RECORDS TO PROCESS:

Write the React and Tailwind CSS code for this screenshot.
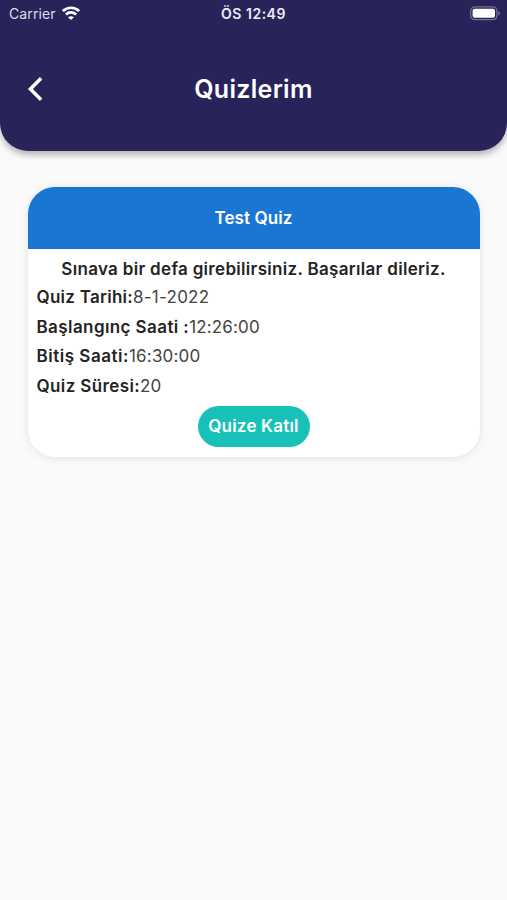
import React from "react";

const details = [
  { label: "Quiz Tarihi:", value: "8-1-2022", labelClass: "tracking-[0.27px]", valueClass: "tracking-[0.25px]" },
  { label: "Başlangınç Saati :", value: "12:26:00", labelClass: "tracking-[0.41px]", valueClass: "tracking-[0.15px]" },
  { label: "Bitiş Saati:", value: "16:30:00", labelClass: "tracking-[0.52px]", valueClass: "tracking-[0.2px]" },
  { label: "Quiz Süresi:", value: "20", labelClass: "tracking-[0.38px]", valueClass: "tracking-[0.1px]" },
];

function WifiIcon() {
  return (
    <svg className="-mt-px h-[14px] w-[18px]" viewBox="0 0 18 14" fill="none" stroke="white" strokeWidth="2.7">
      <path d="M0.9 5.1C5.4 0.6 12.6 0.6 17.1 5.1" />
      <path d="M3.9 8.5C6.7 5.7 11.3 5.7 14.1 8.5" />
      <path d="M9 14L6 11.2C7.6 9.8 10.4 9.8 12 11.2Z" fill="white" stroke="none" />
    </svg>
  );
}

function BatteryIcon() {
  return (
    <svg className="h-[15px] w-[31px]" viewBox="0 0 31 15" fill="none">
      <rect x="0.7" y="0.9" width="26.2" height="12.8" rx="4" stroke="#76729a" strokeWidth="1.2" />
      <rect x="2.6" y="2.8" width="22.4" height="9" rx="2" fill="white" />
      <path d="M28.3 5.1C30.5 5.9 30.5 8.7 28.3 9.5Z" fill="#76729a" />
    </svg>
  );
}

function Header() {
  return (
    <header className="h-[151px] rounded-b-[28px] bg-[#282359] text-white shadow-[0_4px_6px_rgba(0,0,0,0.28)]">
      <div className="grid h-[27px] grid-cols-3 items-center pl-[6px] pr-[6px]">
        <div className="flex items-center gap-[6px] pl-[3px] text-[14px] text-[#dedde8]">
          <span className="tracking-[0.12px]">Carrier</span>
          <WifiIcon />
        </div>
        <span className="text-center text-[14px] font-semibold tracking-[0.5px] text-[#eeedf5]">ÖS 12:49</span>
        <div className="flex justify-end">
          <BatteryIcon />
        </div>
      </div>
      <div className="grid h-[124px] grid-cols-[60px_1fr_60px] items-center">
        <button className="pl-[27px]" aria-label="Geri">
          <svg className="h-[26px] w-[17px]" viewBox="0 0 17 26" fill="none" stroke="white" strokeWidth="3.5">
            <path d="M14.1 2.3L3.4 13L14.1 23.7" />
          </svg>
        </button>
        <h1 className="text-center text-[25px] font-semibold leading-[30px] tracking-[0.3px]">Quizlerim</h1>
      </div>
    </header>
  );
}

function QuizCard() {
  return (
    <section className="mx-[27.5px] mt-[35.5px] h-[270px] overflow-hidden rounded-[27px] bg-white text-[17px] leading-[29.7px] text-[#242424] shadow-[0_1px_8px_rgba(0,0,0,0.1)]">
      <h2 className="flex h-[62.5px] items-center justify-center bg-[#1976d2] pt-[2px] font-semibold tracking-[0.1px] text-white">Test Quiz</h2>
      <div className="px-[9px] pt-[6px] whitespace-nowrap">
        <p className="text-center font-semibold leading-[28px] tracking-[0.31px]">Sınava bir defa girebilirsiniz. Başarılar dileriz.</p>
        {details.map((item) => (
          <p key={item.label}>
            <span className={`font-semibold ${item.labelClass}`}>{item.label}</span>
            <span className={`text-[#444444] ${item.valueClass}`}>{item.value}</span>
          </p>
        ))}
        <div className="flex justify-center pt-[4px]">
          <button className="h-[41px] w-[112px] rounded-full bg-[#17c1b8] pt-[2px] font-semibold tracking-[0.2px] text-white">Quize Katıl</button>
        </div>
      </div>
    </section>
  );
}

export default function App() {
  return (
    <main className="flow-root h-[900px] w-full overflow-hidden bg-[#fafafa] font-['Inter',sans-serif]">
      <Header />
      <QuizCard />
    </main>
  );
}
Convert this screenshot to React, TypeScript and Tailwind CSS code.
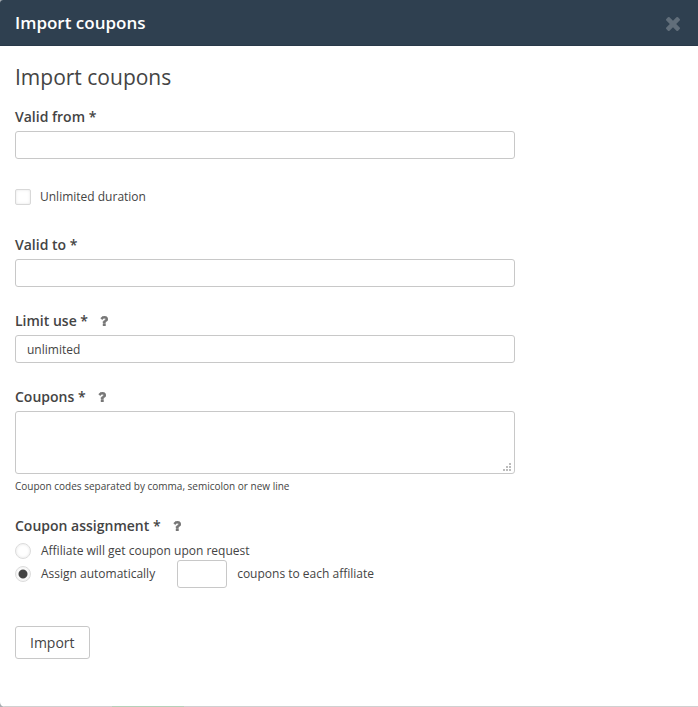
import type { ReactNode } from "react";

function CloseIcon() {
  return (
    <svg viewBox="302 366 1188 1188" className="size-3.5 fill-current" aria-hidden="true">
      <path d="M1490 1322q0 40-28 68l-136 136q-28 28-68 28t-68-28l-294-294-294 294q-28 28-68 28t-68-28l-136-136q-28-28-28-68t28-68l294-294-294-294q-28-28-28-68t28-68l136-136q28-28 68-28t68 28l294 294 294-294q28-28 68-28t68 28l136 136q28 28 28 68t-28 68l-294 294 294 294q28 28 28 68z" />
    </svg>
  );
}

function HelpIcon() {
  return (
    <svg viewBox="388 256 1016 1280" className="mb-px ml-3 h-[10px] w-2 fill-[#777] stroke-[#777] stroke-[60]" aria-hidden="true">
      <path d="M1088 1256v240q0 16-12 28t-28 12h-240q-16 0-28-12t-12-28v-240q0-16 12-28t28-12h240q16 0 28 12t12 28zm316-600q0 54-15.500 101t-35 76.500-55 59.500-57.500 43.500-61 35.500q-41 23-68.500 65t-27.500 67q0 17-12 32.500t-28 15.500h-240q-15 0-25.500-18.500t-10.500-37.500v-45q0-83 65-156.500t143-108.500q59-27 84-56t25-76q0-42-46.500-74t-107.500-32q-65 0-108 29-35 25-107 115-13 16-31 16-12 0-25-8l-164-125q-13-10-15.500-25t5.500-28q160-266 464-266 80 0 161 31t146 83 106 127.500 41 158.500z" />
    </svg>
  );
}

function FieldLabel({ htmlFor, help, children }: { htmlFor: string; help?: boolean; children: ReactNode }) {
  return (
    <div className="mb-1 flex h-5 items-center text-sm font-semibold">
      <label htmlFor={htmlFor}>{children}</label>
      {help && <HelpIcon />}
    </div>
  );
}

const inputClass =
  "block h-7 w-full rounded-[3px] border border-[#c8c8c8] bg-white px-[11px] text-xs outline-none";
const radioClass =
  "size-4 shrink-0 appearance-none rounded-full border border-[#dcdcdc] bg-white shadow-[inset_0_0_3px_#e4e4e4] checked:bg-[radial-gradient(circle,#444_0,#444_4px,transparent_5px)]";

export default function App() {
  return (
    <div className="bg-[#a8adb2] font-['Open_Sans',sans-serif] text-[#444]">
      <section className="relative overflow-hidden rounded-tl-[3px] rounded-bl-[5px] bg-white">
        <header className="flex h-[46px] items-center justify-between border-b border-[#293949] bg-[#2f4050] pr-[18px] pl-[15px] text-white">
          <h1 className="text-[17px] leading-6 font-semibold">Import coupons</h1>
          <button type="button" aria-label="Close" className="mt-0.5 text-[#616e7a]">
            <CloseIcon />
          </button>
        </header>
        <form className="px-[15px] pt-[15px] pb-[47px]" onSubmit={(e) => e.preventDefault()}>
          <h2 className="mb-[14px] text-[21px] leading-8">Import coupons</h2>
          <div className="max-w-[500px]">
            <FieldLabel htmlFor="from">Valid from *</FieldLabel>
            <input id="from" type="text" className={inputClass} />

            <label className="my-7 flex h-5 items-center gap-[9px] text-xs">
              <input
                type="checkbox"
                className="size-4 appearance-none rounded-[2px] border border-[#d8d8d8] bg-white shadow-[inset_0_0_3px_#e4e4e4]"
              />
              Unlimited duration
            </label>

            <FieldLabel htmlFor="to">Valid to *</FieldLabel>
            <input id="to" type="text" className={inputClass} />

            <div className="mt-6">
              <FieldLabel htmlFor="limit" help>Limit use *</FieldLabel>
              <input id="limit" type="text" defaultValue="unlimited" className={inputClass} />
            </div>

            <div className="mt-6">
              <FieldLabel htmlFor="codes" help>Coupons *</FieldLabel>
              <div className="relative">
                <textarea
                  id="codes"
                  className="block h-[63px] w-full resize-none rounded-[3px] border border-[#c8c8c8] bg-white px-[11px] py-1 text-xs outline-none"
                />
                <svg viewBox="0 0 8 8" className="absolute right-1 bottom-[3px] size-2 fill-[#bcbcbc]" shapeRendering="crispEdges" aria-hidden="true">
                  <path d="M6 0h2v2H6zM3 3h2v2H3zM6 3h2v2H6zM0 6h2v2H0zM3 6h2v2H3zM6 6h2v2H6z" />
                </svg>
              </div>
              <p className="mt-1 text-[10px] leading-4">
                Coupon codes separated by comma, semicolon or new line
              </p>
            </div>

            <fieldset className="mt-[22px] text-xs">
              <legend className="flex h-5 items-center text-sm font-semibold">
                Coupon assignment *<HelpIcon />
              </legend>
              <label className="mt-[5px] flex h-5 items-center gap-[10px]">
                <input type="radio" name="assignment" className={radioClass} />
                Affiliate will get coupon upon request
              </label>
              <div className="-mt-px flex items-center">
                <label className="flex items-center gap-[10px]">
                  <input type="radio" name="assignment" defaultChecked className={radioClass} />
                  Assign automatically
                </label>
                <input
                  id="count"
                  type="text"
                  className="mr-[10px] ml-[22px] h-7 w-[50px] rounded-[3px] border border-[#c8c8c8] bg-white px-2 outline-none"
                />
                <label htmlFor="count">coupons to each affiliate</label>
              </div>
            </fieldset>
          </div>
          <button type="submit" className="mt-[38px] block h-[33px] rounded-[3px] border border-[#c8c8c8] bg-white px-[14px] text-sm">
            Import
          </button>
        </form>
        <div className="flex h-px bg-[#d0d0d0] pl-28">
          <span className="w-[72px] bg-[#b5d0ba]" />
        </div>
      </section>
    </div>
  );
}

PROBLEM TO WORK ON:
Reproduce the lines above starting at the one with "Convert this screenshot" and ending at the one with "shrink-0 appearance-none rounded-full", both included, exactly and with no pictures.

SOLUTION:
Convert this screenshot to React, TypeScript and Tailwind CSS code.
import type { ReactNode } from "react";

function CloseIcon() {
  return (
    <svg viewBox="302 366 1188 1188" className="size-3.5 fill-current" aria-hidden="true">
      <path d="M1490 1322q0 40-28 68l-136 136q-28 28-68 28t-68-28l-294-294-294 294q-28 28-68 28t-68-28l-136-136q-28-28-28-68t28-68l294-294-294-294q-28-28-28-68t28-68l136-136q28-28 68-28t68 28l294 294 294-294q28-28 68-28t68 28l136 136q28 28 28 68t-28 68l-294 294 294 294q28 28 28 68z" />
    </svg>
  );
}

function HelpIcon() {
  return (
    <svg viewBox="388 256 1016 1280" className="mb-px ml-3 h-[10px] w-2 fill-[#777] stroke-[#777] stroke-[60]" aria-hidden="true">
      <path d="M1088 1256v240q0 16-12 28t-28 12h-240q-16 0-28-12t-12-28v-240q0-16 12-28t28-12h240q16 0 28 12t12 28zm316-600q0 54-15.500 101t-35 76.500-55 59.500-57.500 43.500-61 35.500q-41 23-68.500 65t-27.500 67q0 17-12 32.500t-28 15.500h-240q-15 0-25.500-18.500t-10.500-37.500v-45q0-83 65-156.500t143-108.500q59-27 84-56t25-76q0-42-46.500-74t-107.500-32q-65 0-108 29-35 25-107 115-13 16-31 16-12 0-25-8l-164-125q-13-10-15.500-25t5.500-28q160-266 464-266 80 0 161 31t146 83 106 127.500 41 158.500z" />
    </svg>
  );
}

function FieldLabel({ htmlFor, help, children }: { htmlFor: string; help?: boolean; children: ReactNode }) {
  return (
    <div className="mb-1 flex h-5 items-center text-sm font-semibold">
      <label htmlFor={htmlFor}>{children}</label>
      {help && <HelpIcon />}
    </div>
  );
}

const inputClass =
  "block h-7 w-full rounded-[3px] border border-[#c8c8c8] bg-white px-[11px] text-xs outline-none";
const radioClass =
  "size-4 shrink-0 appearance-none rounded-full border border-[#dcdcdc] bg-white shadow-[inset_0_0_3px_#e4e4e4] checked:bg-[radial-gradient(circle,#444_0,#444_4px,transparent_5px)]";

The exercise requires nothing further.